#### Data records

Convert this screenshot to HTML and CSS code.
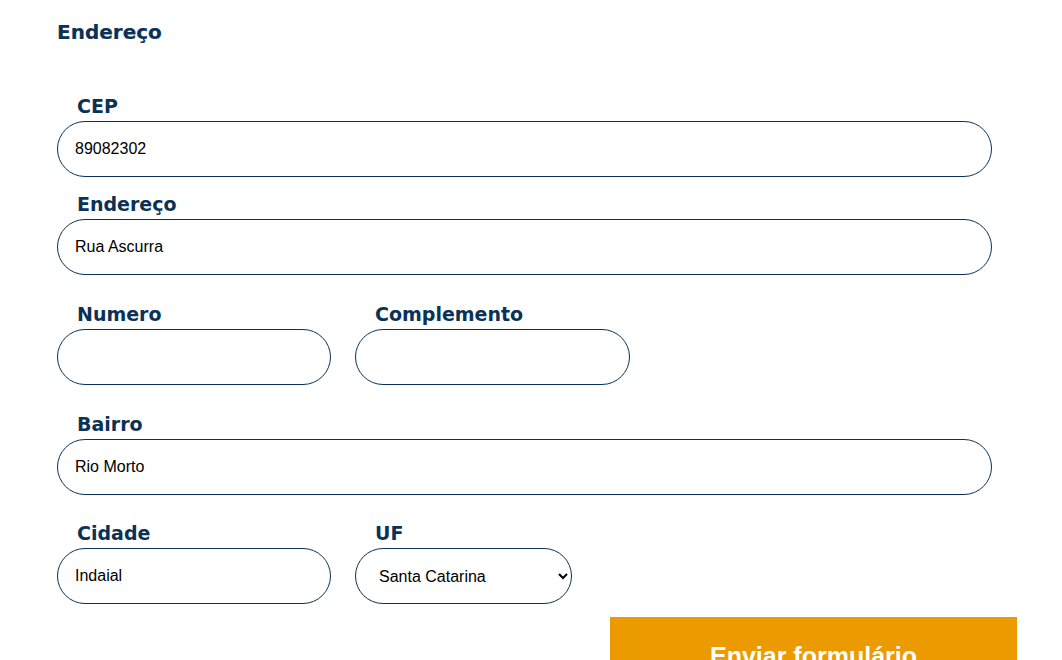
FILE: index.html
```html
<!DOCTYPE html>
<html lang="pt-BR">
<head>
<meta charset="utf-8">
<title>Endereço</title>
<link rel="stylesheet" href="styles.css">
</head>
<body>
<form class="form">
  <h2 class="title">Endereço</h2>
  <div class="group tight">
    <div class="field full">
      <label class="label" for="cep">CEP</label>
      <input class="input" id="cep" type="text" value="89082302">
    </div>
    <div class="field full gap-sm">
      <label class="label" for="end">Endereço</label>
      <input class="input" id="end" type="text" value="Rua Ascurra">
    </div>
  </div>
  <div class="row">
    <div class="field half">
      <label class="label" for="num">Numero</label>
      <input class="input" id="num" type="text" value="">
    </div>
    <div class="field half wide">
      <label class="label" for="comp">Complemento</label>
      <input class="input" id="comp" type="text" value="">
    </div>
  </div>
  <div class="row">
    <div class="field full">
      <label class="label" for="bairro">Bairro</label>
      <input class="input" id="bairro" type="text" value="Rio Morto">
    </div>
  </div>
  <div class="row last">
    <div class="field half">
      <label class="label" for="cidade">Cidade</label>
      <input class="input" id="cidade" type="text" value="Indaial">
    </div>
    <div class="field uf">
      <label class="label" for="uf">UF</label>
      <select class="select" id="uf">
        <option>Santa Catarina</option>
      </select>
    </div>
  </div>
  <div class="actions">
    <button class="submit" type="button">Enviar formulário</button>
  </div>
</form>
</body>
</html>
```
FILE: styles.css
```css
html, body {
  margin: 0;
  padding: 0;
  background: #ffffff;
  overflow: hidden;
}
body {
  width: 1062px;
  height: 660px;
}
.form {
  padding: 19px 0 0 57px;
  width: 960px;
}
.title {
  margin: 0;
  font-family: "DejaVu Sans", sans-serif;
  font-weight: 700;
  font-size: 20px;
  line-height: 27px;
  color: #0a3256;
  -webkit-text-stroke: 0.2px #0a3256;
}
.group.tight {
  margin-top: 47px;
  display: flex;
  flex-direction: column;
}
.gap-sm {
  margin-top: 14px;
}
.row {
  display: flex;
  gap: 24px;
  margin-top: 26px;
}
.row.last {
  margin-top: 25px;
}
.field {
  display: flex;
  flex-direction: column;
}
.field.full {
  width: 935px;
}
.field.half {
  width: 274px;
}
.field.half.wide {
  width: 275px;
}
.field.uf {
  width: 217px;
}
.label {
  display: block;
  padding: 0 0 2px 20px;
  font-family: "DejaVu Sans", sans-serif;
  font-weight: 700;
  font-size: 19px;
  line-height: 26px;
  color: #0a3256;
}
.input,
.select {
  box-sizing: border-box;
  height: 56px;
  width: 100%;
  margin: 0;
  border: 1px solid #0a3256;
  border-radius: 28px;
  background: #ffffff;
  font-family: "Liberation Sans", Arial, sans-serif;
  font-size: 16px;
  color: #000000;
  outline: none;
}
.input {
  padding: 0 17px;
}
.select {
  padding: 0 8px 0 19px;
}
.actions {
  width: 960px;
  display: flex;
  justify-content: flex-end;
  margin-top: 13px;
}
.submit {
  width: 407px;
  height: 80px;
  border: none;
  border-radius: 0;
  background: #eb9b00;
  color: #ffffff;
  font-family: "Liberation Sans", Arial, sans-serif;
  font-weight: 700;
  font-size: 25px;
  padding: 24px 0 0 0;
  line-height: 30px;
  display: flex;
  justify-content: center;
  align-items: flex-start;
}
```
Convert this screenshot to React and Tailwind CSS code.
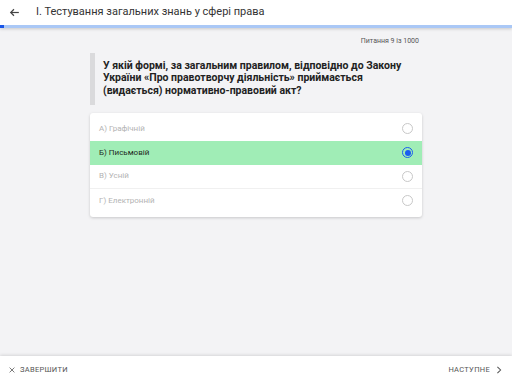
import React from "react";

const options = [
  { label: "А) Графічній", selected: false },
  { label: "Б) Письмовій", selected: true },
  { label: "В) Усній", selected: false },
  { label: "Г) Електронній", selected: false },
];

export default function App() {
  return (
    <div
      className="w-[512px] h-[384px] bg-[#f3f3f5] flex flex-col overflow-hidden"
      style={{ fontFamily: "Roboto, 'Liberation Sans', sans-serif" }}
    >
      <div className="relative z-10 bg-white shadow-[0_1px_3px_rgba(0,0,0,0.18)]">
        <div className="h-[25px] flex items-center">
          <svg className="ml-[8px] w-[13px] h-[13px]" viewBox="0 0 24 24" fill="none" stroke="#444" strokeWidth="2.2">
            <path d="M20 12H5" />
            <path d="M11 6l-6 6 6 6" />
          </svg>
          <span className="ml-[15px] text-[11px] text-[#333]">І. Тестування загальних знань у сфері права</span>
        </div>
        <div className="h-[3px] bg-[#aac8f6] flex">
          <div className="w-[4px] bg-[#1a56e8]" />
        </div>
      </div>

      <div className="flex-1 flex flex-col">
        <div className="flex justify-end pr-[93px] pt-[8px] text-[7px] text-[#555]">Питання 9 із 1000</div>
        <div className="mx-[90px] mt-[6px] border-l-[5px] border-[#dadadc] pl-[8px] h-[52px] flex items-center">
          <p className="text-[10.5px] leading-[12.5px] font-bold text-[#222]">
            У якій формі, за загальним правилом, відповідно до Закону України «Про правотворчу діяльність» приймається (видається) нормативно-правовий акт?
          </p>
        </div>
        <div className="mx-[90px] mt-[8px] bg-white rounded-[3px] shadow-[0_1px_3px_rgba(0,0,0,0.18)] py-[4px]">
          {options.map((o, i) => (
            <div
              key={i}
              className={`h-[24px] flex items-center justify-between pl-[9px] pr-[9px] ${o.selected ? "bg-[#a0edb6] text-[#1f2a22]" : "text-[#b3b3b3]"} ${i === 2 ? "border-b border-[#f0f0f0]" : ""}`}
            >
              <span className="text-[8px]">{o.label}</span>
              {o.selected ? (
                <span className="w-[11px] h-[11px] rounded-full border border-[#1a5cf0] flex items-center justify-center">
                  <span className="w-[6px] h-[6px] rounded-full bg-[#1a5cf0]" />
                </span>
              ) : (
                <span className="w-[11px] h-[11px] rounded-full border border-[#c8c8c8]" />
              )}
            </div>
          ))}
        </div>
      </div>

      <div className="h-[28px] bg-white shadow-[0_-1px_3px_rgba(0,0,0,0.12)] flex items-center justify-between pl-[9px] pr-[10px] text-[7.5px] text-[#555] tracking-[0.3px]">
        <div className="flex items-center gap-[5px]">
          <svg className="w-[6px] h-[6px]" viewBox="0 0 10 10" stroke="#555" strokeWidth="1.3">
            <path d="M1 1l8 8M9 1l-8 8" />
          </svg>
          <span>ЗАВЕРШИТИ</span>
        </div>
        <div className="flex items-center gap-[6px]">
          <span>НАСТУПНЕ</span>
          <svg className="w-[6px] h-[8px]" viewBox="0 0 6 10" fill="none" stroke="#555" strokeWidth="1.3">
            <path d="M1 1l4 4-4 4" />
          </svg>
        </div>
      </div>
    </div>
  );
}
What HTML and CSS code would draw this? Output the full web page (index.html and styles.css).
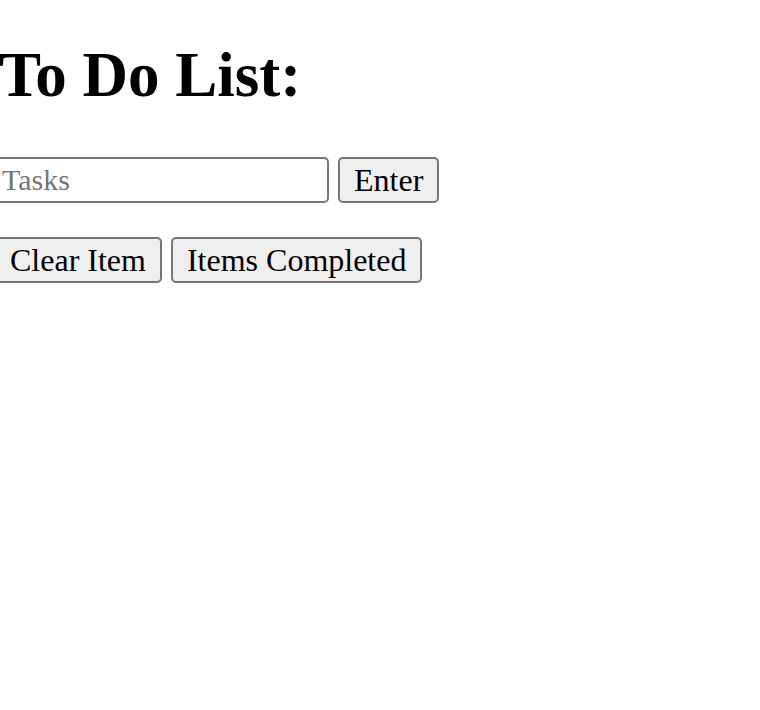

########

### [Exercise]
Omit every picture, then repeat the remaining data exactly as it appears above.

### [The result]
Convert this screenshot to HTML and CSS code.
FILE: index.html
```html
<!DOCTYPE html>
<html lang="pt-BR">
<head>
<meta charset="utf-8">
<title>Endereço</title>
<link rel="stylesheet" href="styles.css">
</head>
<body>
<form class="form">
  <h2 class="title">Endereço</h2>
  <div class="group tight">
    <div class="field full">
      <label class="label" for="cep">CEP</label>
      <input class="input" id="cep" type="text" value="89082302">
    </div>
    <div class="field full gap-sm">
      <label class="label" for="end">Endereço</label>
      <input class="input" id="end" type="text" value="Rua Ascurra">
    </div>
  </div>
  <div class="row">
    <div class="field half">
      <label class="label" for="num">Numero</label>
      <input class="input" id="num" type="text" value="">
    </div>
    <div class="field half wide">
      <label class="label" for="comp">Complemento</label>
      <input class="input" id="comp" type="text" value="">
    </div>
  </div>
  <div class="row">
    <div class="field full">
      <label class="label" for="bairro">Bairro</label>
      <input class="input" id="bairro" type="text" value="Rio Morto">
    </div>
  </div>
  <div class="row last">
    <div class="field half">
      <label class="label" for="cidade">Cidade</label>
      <input class="input" id="cidade" type="text" value="Indaial">
    </div>
    <div class="field uf">
      <label class="label" for="uf">UF</label>
      <select class="select" id="uf">
        <option>Santa Catarina</option>
      </select>
    </div>
  </div>
  <div class="actions">
    <button class="submit" type="button">Enviar formulário</button>
  </div>
</form>
</body>
</html>
```
FILE: styles.css
```css
html, body {
  margin: 0;
  padding: 0;
  background: #ffffff;
  overflow: hidden;
}
body {
  width: 1062px;
  height: 660px;
}
.form {
  padding: 19px 0 0 57px;
  width: 960px;
}
.title {
  margin: 0;
  font-family: "DejaVu Sans", sans-serif;
  font-weight: 700;
  font-size: 20px;
  line-height: 27px;
  color: #0a3256;
  -webkit-text-stroke: 0.2px #0a3256;
}
.group.tight {
  margin-top: 47px;
  display: flex;
  flex-direction: column;
}
.gap-sm {
  margin-top: 14px;
}
.row {
  display: flex;
  gap: 24px;
  margin-top: 26px;
}
.row.last {
  margin-top: 25px;
}
.field {
  display: flex;
  flex-direction: column;
}
.field.full {
  width: 935px;
}
.field.half {
  width: 274px;
}
.field.half.wide {
  width: 275px;
}
.field.uf {
  width: 217px;
}
.label {
  display: block;
  padding: 0 0 2px 20px;
  font-family: "DejaVu Sans", sans-serif;
  font-weight: 700;
  font-size: 19px;
  line-height: 26px;
  color: #0a3256;
}
.input,
.select {
  box-sizing: border-box;
  height: 56px;
  width: 100%;
  margin: 0;
  border: 1px solid #0a3256;
  border-radius: 28px;
  background: #ffffff;
  font-family: "Liberation Sans", Arial, sans-serif;
  font-size: 16px;
  color: #000000;
  outline: none;
}
.input {
  padding: 0 17px;
}
.select {
  padding: 0 8px 0 19px;
}
.actions {
  width: 960px;
  display: flex;
  justify-content: flex-end;
  margin-top: 13px;
}
.submit {
  width: 407px;
  height: 80px;
  border: none;
  border-radius: 0;
  background: #eb9b00;
  color: #ffffff;
  font-family: "Liberation Sans", Arial, sans-serif;
  font-weight: 700;
  font-size: 25px;
  padding: 24px 0 0 0;
  line-height: 30px;
  display: flex;
  justify-content: center;
  align-items: flex-start;
}
```
Convert this screenshot to React and Tailwind CSS code.
import React from "react";

const options = [
  { label: "А) Графічній", selected: false },
  { label: "Б) Письмовій", selected: true },
  { label: "В) Усній", selected: false },
  { label: "Г) Електронній", selected: false },
];

export default function App() {
  return (
    <div
      className="w-[512px] h-[384px] bg-[#f3f3f5] flex flex-col overflow-hidden"
      style={{ fontFamily: "Roboto, 'Liberation Sans', sans-serif" }}
    >
      <div className="relative z-10 bg-white shadow-[0_1px_3px_rgba(0,0,0,0.18)]">
        <div className="h-[25px] flex items-center">
          <svg className="ml-[8px] w-[13px] h-[13px]" viewBox="0 0 24 24" fill="none" stroke="#444" strokeWidth="2.2">
            <path d="M20 12H5" />
            <path d="M11 6l-6 6 6 6" />
          </svg>
          <span className="ml-[15px] text-[11px] text-[#333]">І. Тестування загальних знань у сфері права</span>
        </div>
        <div className="h-[3px] bg-[#aac8f6] flex">
          <div className="w-[4px] bg-[#1a56e8]" />
        </div>
      </div>

      <div className="flex-1 flex flex-col">
        <div className="flex justify-end pr-[93px] pt-[8px] text-[7px] text-[#555]">Питання 9 із 1000</div>
        <div className="mx-[90px] mt-[6px] border-l-[5px] border-[#dadadc] pl-[8px] h-[52px] flex items-center">
          <p className="text-[10.5px] leading-[12.5px] font-bold text-[#222]">
            У якій формі, за загальним правилом, відповідно до Закону України «Про правотворчу діяльність» приймається (видається) нормативно-правовий акт?
          </p>
        </div>
        <div className="mx-[90px] mt-[8px] bg-white rounded-[3px] shadow-[0_1px_3px_rgba(0,0,0,0.18)] py-[4px]">
          {options.map((o, i) => (
            <div
              key={i}
              className={`h-[24px] flex items-center justify-between pl-[9px] pr-[9px] ${o.selected ? "bg-[#a0edb6] text-[#1f2a22]" : "text-[#b3b3b3]"} ${i === 2 ? "border-b border-[#f0f0f0]" : ""}`}
            >
              <span className="text-[8px]">{o.label}</span>
              {o.selected ? (
                <span className="w-[11px] h-[11px] rounded-full border border-[#1a5cf0] flex items-center justify-center">
                  <span className="w-[6px] h-[6px] rounded-full bg-[#1a5cf0]" />
                </span>
              ) : (
                <span className="w-[11px] h-[11px] rounded-full border border-[#c8c8c8]" />
              )}
            </div>
          ))}
        </div>
      </div>

      <div className="h-[28px] bg-white shadow-[0_-1px_3px_rgba(0,0,0,0.12)] flex items-center justify-between pl-[9px] pr-[10px] text-[7.5px] text-[#555] tracking-[0.3px]">
        <div className="flex items-center gap-[5px]">
          <svg className="w-[6px] h-[6px]" viewBox="0 0 10 10" stroke="#555" strokeWidth="1.3">
            <path d="M1 1l8 8M9 1l-8 8" />
          </svg>
          <span>ЗАВЕРШИТИ</span>
        </div>
        <div className="flex items-center gap-[6px]">
          <span>НАСТУПНЕ</span>
          <svg className="w-[6px] h-[8px]" viewBox="0 0 6 10" fill="none" stroke="#555" strokeWidth="1.3">
            <path d="M1 1l4 4-4 4" />
          </svg>
        </div>
      </div>
    </div>
  );
}
What HTML and CSS code would draw this? Output the full web page (index.html and styles.css).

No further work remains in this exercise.